Rabab Alomairy, Computer Science and Artificial Intelligence Laboratory, Massachusetts Institute of Technology, USA
Andreas Herten, Forschungszentrum Jülich, Germany
Jorge Luis Gálvez Vallejo, Australian National University, Australia

General Chairs

Sridutt Bhalachandra, Lawrence Berkeley National Laboratory, USA
Sunita Chandrasekaran, University of Delaware, USA

Guido Juckeland, HZDR, Germany

WACCPD2024 Proceedings are now available

WACCPD 2024 conference proceedings 

SC25 Conference

Proposal for WACCPD 2025 has been submitted to SC25, organised in St. Louis, Missouri, 16-21 November 2025.

About the Workshop

The inclusion of accelerators in HPC systems is becoming well-established, and there are many examples of successful deployments of heterogeneous systems today. We expect this trend to continue: accelerators are becoming even more widely used, a larger fraction of the system compute capability will be delivered by accelerators, and there will be an even tighter coupling of components in a compute node. The change in the HPC system landscape, enabled by both the increasing capability and usability of accelerators such as GPUs, ML/AI chips and QPUs, opens new computational possibilities and creates challenges related to algorithm design, portability and standardization of programming models. Technology enablers look for opportunities to further integrate compute components. In the context of GPUs, these efforts include higher bandwidth memory technologies with larger capacities, hardware-managed caches, and the ability to access CPU data directly. As a result, scientific software developers are offered a rich platform to exploit the multiple levels of parallelism in their applications. This year’s workshop will look at bringing together professionals working in the field of accelerated HPC and individuals exploring new accelerator technologies, including quantum computing.

In today’s HPC environment, systems with heterogeneous node architectures providing multiple levels of parallelism are omnipresent. The next generation of systems may feature GPU-like accelerators combined with other accelerators to provide improved performance for a wider variety of application kernels. Examples include ML/AI hardware, FPGAs, Data Flow chips, and  QPUs. This introduces further complexity to application programmers because different programming languages and frameworks (e.g CUDA and HIP) may be required for each architectural component in a compute node. This type of specialization complicates maintenance and portability to other systems. Thus, the importance of programming approaches that can provide performance, scalability, and portability while exploiting the maximum available parallelism is increasing. It is highly desirable that programmers are able to keep a single code base to help ease maintenance and avoid the need to debug and optimize multiple versions of the same code.

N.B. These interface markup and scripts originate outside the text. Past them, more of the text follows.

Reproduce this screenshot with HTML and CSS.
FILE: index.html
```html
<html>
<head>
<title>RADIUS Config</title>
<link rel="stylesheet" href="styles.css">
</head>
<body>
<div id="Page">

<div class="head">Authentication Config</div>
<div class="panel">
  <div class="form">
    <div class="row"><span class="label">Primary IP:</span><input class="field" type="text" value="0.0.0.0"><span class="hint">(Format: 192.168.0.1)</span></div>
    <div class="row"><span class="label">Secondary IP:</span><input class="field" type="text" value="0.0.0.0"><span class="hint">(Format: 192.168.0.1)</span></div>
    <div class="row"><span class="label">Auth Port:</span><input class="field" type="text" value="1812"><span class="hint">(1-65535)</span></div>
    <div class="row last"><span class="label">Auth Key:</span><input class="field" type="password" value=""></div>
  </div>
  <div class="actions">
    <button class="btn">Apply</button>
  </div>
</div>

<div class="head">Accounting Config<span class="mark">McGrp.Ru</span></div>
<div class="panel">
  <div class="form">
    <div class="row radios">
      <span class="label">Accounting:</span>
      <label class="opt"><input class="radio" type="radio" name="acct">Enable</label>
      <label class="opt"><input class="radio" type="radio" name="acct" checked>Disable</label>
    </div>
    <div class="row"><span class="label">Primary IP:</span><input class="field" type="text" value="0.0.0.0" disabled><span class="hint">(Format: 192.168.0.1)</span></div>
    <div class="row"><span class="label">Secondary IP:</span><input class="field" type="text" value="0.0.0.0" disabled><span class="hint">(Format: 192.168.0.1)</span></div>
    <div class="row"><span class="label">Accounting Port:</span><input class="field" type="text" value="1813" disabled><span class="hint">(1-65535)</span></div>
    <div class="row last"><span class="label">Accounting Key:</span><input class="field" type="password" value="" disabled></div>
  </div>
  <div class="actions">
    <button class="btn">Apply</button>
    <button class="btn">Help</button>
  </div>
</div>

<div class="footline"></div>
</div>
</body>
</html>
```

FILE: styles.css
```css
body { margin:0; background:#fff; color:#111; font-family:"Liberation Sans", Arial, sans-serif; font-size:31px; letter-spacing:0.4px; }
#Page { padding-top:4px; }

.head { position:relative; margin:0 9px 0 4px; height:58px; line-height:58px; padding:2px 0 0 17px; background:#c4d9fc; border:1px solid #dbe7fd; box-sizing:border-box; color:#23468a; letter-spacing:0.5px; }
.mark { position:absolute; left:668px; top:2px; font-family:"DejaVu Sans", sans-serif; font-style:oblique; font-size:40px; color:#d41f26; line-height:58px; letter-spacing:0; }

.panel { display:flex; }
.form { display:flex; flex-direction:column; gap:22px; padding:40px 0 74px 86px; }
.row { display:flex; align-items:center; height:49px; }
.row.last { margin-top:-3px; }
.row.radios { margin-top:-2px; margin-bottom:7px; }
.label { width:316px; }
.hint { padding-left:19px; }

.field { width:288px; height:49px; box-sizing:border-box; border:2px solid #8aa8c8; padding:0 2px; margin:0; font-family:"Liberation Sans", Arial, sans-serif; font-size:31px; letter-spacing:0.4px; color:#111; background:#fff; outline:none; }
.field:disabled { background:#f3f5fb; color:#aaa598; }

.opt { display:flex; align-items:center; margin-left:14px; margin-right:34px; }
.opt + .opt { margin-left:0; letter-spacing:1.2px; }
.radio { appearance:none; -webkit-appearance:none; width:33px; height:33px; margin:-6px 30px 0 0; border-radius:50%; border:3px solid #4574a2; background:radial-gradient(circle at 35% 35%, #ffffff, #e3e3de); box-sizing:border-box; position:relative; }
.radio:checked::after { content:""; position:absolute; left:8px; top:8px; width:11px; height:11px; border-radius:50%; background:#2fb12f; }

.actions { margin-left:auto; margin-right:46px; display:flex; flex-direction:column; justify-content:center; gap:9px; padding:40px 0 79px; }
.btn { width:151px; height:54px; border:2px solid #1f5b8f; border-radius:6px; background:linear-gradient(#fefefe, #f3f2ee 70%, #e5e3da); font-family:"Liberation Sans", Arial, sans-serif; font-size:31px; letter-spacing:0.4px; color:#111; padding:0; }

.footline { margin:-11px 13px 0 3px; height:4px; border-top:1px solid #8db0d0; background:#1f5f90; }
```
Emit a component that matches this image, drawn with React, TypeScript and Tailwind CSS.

In the context of ML/AI hardware, this includes the use of different precision arithmetic for scientific computations and precision recovery. In the context of quantum computing, the standardization of computing models is extremely important, especially for leveraging existing hybrid programming models and enhancing compiler frameworks to support new hardware. 

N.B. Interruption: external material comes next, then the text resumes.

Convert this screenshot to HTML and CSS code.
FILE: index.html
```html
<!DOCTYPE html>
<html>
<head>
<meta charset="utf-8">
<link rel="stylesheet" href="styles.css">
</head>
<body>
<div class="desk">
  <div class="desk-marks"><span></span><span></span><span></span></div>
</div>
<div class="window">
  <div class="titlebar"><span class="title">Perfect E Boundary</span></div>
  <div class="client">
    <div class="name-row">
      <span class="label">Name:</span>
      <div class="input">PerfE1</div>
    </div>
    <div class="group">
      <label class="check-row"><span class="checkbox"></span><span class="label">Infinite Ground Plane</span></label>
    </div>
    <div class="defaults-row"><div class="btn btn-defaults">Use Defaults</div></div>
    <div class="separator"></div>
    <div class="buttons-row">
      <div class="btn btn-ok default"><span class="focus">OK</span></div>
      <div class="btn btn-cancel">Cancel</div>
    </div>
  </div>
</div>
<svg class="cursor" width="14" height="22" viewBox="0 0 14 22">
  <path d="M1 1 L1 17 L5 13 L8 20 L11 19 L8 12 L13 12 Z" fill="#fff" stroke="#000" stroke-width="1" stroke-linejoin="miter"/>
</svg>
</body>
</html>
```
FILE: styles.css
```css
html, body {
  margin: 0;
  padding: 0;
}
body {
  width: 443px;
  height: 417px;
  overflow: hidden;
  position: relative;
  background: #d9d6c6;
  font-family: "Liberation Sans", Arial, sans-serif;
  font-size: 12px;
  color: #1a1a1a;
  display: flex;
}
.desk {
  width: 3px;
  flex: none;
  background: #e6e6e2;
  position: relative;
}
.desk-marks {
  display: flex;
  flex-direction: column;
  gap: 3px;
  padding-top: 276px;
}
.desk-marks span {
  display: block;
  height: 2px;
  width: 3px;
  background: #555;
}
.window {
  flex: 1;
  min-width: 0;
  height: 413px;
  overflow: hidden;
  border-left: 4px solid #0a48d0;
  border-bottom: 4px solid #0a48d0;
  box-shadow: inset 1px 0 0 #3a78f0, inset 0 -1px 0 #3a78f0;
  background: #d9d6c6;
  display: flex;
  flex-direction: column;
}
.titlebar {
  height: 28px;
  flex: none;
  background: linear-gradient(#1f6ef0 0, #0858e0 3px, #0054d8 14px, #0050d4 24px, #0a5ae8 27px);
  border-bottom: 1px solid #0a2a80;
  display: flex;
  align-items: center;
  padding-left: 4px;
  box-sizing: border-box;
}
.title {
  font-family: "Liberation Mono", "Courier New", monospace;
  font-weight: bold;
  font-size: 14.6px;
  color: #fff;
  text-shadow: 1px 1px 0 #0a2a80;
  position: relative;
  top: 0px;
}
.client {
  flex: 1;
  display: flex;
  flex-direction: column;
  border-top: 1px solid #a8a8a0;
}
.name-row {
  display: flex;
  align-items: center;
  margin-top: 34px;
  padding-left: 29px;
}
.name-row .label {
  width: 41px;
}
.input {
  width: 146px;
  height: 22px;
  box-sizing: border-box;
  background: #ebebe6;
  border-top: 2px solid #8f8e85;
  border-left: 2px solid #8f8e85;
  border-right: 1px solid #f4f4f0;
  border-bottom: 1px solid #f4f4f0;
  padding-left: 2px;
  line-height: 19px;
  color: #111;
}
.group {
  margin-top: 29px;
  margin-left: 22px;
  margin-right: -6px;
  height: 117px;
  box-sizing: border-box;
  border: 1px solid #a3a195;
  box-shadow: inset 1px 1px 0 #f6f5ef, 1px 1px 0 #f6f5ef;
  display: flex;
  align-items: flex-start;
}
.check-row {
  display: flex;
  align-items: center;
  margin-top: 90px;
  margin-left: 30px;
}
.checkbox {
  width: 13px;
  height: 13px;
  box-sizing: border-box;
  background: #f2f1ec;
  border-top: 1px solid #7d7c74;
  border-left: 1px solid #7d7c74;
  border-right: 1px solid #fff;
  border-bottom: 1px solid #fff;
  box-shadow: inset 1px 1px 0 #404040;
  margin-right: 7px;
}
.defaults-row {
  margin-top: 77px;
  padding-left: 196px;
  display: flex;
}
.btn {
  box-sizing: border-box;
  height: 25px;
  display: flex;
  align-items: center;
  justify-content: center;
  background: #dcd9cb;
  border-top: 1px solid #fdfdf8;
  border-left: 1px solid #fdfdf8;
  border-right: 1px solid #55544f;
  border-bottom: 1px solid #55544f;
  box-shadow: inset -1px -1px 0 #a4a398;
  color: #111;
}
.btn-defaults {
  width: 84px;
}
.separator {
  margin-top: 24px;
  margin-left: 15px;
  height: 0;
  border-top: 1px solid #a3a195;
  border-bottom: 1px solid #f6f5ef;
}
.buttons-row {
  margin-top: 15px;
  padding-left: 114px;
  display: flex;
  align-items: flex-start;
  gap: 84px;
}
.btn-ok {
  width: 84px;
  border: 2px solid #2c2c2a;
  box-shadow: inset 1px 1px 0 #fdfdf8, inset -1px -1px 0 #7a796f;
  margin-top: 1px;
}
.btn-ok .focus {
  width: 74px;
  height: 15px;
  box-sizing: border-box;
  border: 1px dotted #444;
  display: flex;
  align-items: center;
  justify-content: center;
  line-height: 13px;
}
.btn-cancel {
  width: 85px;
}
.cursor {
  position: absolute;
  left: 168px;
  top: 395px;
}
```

Exploiting the maximum available parallelism in such systems necessitates refactoring applications and adopting   programming approaches that effectively utilize accelerators. Historically, directive-based models like OpenMP offloading and OpenACC were the dominant portable solutions. Today, the landscape has evolved: Since 2021, our workshop has expanded to cover a broader range of approaches, including Fortran/C++ standard language parallelism, SYCL, DPC++, Kokkos, RAJA, as well as task-based and data-centric models like Regent, Legion, and OmpSs. These models not only provide scalable and portable solutions without compromising performance but also play a critical role in hybrid MPI+X programming, where they serve as the “X” component alongside MPI for distributed-memory parallelism. In the context of quantum computing, portability efforts are following a similar trajectory. While well-established languages like Qiskit facilitate inter-quantum portability, newer portable models such as OpenQL are being developed, often leveraging existing task offloading techniques, including OpenMP. Our workshop will explore methods and case studies that demonstrate programmability, performance, and portability across HPC, AI, and quantum computing.

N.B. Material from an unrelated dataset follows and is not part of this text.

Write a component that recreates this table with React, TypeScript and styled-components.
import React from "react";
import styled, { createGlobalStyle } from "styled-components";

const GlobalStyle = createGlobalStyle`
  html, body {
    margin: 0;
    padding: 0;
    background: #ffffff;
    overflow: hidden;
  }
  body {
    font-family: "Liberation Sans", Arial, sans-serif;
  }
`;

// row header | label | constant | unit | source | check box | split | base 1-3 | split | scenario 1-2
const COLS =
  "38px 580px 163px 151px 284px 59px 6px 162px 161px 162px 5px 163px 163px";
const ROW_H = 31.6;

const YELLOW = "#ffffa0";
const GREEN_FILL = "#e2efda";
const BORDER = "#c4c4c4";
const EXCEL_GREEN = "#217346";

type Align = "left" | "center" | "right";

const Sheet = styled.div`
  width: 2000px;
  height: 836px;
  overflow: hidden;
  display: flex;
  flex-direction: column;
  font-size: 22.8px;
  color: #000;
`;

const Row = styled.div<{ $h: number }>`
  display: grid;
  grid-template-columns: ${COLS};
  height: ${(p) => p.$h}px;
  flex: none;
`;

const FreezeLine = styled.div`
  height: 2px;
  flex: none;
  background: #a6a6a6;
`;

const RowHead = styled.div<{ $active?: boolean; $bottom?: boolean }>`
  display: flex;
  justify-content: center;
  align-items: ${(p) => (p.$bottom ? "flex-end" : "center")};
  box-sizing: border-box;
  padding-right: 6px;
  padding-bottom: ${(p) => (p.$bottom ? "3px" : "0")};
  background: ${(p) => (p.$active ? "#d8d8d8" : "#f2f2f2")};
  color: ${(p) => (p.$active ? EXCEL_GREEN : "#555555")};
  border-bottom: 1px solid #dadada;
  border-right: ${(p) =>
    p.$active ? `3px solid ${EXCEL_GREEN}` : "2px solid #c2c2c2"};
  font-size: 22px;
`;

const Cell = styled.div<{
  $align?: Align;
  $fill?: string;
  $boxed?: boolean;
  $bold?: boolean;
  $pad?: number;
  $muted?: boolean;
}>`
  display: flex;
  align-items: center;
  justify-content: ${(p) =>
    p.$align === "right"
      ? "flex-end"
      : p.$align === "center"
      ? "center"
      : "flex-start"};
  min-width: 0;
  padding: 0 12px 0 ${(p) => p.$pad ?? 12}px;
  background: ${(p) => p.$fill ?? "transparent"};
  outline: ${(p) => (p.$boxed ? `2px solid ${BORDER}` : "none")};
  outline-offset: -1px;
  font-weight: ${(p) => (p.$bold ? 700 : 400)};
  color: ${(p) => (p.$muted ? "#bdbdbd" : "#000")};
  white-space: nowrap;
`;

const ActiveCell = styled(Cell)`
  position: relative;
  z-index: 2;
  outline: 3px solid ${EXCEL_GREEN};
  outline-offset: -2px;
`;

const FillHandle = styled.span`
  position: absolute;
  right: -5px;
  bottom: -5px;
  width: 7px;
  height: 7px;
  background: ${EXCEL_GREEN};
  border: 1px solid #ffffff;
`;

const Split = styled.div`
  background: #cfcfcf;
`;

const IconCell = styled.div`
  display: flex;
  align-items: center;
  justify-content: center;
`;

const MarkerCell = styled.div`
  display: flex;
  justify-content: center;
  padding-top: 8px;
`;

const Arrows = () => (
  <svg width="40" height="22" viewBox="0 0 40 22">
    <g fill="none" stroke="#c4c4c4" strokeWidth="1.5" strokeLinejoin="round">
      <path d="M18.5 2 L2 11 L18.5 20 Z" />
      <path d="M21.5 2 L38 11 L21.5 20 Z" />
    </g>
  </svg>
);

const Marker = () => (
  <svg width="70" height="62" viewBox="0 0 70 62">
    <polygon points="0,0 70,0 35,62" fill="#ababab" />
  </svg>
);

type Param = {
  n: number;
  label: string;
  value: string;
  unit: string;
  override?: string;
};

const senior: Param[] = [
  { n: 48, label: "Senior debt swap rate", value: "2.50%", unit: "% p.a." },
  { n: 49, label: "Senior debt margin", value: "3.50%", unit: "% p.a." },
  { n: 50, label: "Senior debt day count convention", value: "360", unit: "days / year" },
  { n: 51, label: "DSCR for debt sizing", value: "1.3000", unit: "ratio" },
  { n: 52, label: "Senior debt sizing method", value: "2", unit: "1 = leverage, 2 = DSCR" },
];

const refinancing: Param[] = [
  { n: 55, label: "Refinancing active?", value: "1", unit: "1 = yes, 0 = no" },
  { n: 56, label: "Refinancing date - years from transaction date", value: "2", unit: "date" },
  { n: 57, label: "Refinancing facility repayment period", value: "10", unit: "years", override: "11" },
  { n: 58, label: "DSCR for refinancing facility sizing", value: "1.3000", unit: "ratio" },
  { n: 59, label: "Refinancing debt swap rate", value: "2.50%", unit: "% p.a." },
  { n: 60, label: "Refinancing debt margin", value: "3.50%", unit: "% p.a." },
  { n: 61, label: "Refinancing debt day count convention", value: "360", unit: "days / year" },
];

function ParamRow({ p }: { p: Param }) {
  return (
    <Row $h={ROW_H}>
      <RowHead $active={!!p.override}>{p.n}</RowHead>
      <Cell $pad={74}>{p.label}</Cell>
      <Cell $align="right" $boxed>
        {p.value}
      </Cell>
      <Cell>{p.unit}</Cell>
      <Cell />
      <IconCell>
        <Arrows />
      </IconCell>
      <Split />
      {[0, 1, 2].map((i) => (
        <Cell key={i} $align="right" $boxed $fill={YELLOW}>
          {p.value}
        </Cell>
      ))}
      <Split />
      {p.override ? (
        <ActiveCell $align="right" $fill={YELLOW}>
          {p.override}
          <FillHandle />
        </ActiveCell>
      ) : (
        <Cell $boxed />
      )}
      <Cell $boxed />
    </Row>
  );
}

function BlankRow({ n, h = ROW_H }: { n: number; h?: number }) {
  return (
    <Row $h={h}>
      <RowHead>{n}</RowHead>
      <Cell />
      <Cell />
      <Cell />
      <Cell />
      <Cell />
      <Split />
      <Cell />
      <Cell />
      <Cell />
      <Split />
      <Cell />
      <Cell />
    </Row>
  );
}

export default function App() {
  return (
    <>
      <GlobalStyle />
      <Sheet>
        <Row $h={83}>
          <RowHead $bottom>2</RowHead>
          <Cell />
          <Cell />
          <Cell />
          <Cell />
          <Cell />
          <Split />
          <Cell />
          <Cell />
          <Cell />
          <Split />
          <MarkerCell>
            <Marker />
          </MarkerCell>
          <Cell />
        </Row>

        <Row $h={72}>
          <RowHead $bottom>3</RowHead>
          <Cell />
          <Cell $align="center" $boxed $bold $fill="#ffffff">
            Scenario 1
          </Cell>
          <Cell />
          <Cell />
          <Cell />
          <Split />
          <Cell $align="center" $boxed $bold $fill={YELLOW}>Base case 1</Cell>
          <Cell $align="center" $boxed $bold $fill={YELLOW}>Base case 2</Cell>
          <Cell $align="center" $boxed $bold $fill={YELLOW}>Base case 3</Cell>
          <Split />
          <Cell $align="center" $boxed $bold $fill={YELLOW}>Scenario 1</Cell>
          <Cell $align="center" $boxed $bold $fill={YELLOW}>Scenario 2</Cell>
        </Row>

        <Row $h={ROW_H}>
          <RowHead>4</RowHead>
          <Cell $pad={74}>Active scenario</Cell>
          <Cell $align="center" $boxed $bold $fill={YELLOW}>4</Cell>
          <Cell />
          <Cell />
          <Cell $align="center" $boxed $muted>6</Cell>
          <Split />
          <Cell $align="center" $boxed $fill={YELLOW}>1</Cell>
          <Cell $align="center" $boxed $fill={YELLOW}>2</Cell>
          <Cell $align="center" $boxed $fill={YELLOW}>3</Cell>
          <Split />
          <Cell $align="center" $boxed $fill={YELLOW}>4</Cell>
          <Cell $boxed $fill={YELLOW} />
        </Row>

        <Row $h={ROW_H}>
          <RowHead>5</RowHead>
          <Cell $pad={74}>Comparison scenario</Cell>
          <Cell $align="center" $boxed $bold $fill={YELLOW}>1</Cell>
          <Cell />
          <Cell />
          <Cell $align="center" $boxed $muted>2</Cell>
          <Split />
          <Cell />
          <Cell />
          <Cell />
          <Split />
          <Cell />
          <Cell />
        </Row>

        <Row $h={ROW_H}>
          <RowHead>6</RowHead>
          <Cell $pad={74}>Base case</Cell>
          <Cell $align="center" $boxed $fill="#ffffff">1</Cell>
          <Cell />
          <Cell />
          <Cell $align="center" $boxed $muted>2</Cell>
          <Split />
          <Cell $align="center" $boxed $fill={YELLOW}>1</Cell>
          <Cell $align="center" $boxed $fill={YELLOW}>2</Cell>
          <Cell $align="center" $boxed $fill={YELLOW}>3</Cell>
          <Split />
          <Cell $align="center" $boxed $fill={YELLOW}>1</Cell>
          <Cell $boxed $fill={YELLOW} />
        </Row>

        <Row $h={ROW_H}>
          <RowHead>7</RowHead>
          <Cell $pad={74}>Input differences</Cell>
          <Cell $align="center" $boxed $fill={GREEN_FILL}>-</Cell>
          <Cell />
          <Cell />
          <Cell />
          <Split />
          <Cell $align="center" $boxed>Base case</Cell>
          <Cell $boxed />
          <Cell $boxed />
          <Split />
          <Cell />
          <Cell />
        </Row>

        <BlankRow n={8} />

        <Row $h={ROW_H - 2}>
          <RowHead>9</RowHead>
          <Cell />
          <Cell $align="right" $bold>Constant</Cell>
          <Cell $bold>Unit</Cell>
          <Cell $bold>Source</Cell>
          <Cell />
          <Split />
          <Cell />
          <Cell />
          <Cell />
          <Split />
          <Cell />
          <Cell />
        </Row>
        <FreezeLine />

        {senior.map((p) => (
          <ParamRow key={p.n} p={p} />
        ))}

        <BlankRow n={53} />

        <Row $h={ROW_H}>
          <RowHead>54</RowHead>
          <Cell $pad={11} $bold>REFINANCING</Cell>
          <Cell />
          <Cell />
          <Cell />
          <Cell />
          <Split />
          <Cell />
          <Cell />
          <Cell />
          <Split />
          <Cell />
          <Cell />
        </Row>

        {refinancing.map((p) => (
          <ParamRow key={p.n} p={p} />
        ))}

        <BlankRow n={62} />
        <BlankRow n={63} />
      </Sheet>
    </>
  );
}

Workshop Important Deadlines

  • Submission Deadline: 28 of July 2025, Midnight, AOE
  • Author Notification: 29 of August, 2025,
  • Camera Ready Deadline: 29 of September, 2025

Workshop format

WACCPD is a workshop centered on peer-reviewed and published technical papers. The workshop will have one invited talk. Depending on the type of submission talks will be scheduled for 15+5min (Full Paper) and 5+5min (Lightning Talk).